Indeed the young's modulous is roughly the same for these materials, but wouldn't you treat a strut bar as a 2 force member (obviously triangular ones are different)? In that case, the strength of the material would be important. Or should I be looking at this problem more from a buckling column standpoint? I'm still a student, so if you could help me work through this I'd appriciated it.

Black91n/a 10-23-06 09:05 PM

Buckling should be considered also, but the strength of the material is really only improtant for failure, either from excessive force, or from fatigue. But since it's a long, slender column buckling will occur long before yielding will, so it's not really that important what the ultimate or yield strengths are. In terms of chassis rigidity the relevant thing to look at is the young modulous, because you're trying to reduce flexing, and a stiffer bar does that, a stronger bar doesn't necessarily do that.

In terms of how you'd model it, it's a truss, it accepts only axial forces, because it's pinned at either end, so it can accept no moments or non-axial forces.

I'm also a student, I'm in my last half of third year of my Bachelor of Mechanical Engineering degree.

jdmsuper7 10-23-06 11:33 PM

You are about the same place I am in school lol.

I'm just not seeing how the Young's Modulous is as big of a deal. I'm basically approximating the bar as a 2 force member (in a truss), since in can only really effectively transmit force transversely along the car. Following that assumption, lets take a look at this. I'm not seeing quite what you mean by flexing... there will really be only one kind of deformation going on, the axial deformation, or compression from the car during a turn, of which the buckling would be the ultimate failure mode.
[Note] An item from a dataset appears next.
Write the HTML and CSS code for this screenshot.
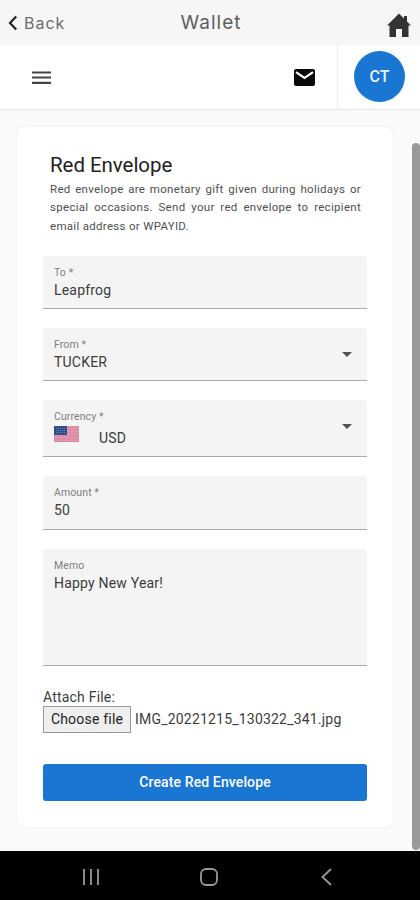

black91- i'm sure you've seen this stuff but I'm gonna try to explain it for everyone, any input/corrections are fine by me

I'm gonna use the Johnson curve to model the buckling failure. This curve is a modification to the Euler Curve which is modeled by the following

P/A = Cpi^2E / (l/k)^2

where P is the load
A is the x-sectional area
C is the end condition factor (basically = 1 here)
l is the lenght
k is the radius of gyration
E is Young's Modulous

The Johnson curve takes the Euler one a step further and fits a different curve that eventually intersects with the Euler Curve. The Johnson equation is the following:

P/A = Sy - (Sy*(l/k)^2) / 2*(T)^2

T is the intersection point of the 2 curves at Sy/2 = Cpi^2*E/T^2
Sy is the yield strength

Anyway, you would set these equations up and solve for the x-sectional area.

I'm saying the strength matters based on the 1st part of the Johnson equation, which would be the ultimate failure and the manner in which the part would flex before completely buckling. I don't think you would see much purely axial deformation unless the brace had a amazingly designed mount.

That said, I doubt the car can load the brace up enough to even approach the critical load of steel, which is why aluminum would be used, and even then its probably nowhere near the critical load for that either, which allows the hollow braces and small x-sections seen in higher end bars *cough* cusco.

Anyone feel free to add to this, I'm learning alot.

Black91n/a 10-24-06 12:15 AM

I've basically started out unconciously making the assumption that the loads will be small relative to the yield strenth and that it'll resist buckling, in which case the Young's modulous is important and the yield strenth doesn't really matter because the column's not going to yield or buckle. Even assuming a load of say 250lbs, which is more than I'd think exists in the bar you'll find that using the curves gives you a very small cross sectional area, and radius of gyration, so much so that any bar ever made is sufficiently rigid to avoid buckling, in which case the strenth is irrelevant. This is backed up by experiance, even the flimsy eBay ones don't buckle or deflect much at all, backing up the low load assumption.

In any case, it won't take a big area and radius of gyration to push the design of the bar into the Euler area of the curve, meaning the strength of material is irrelevant.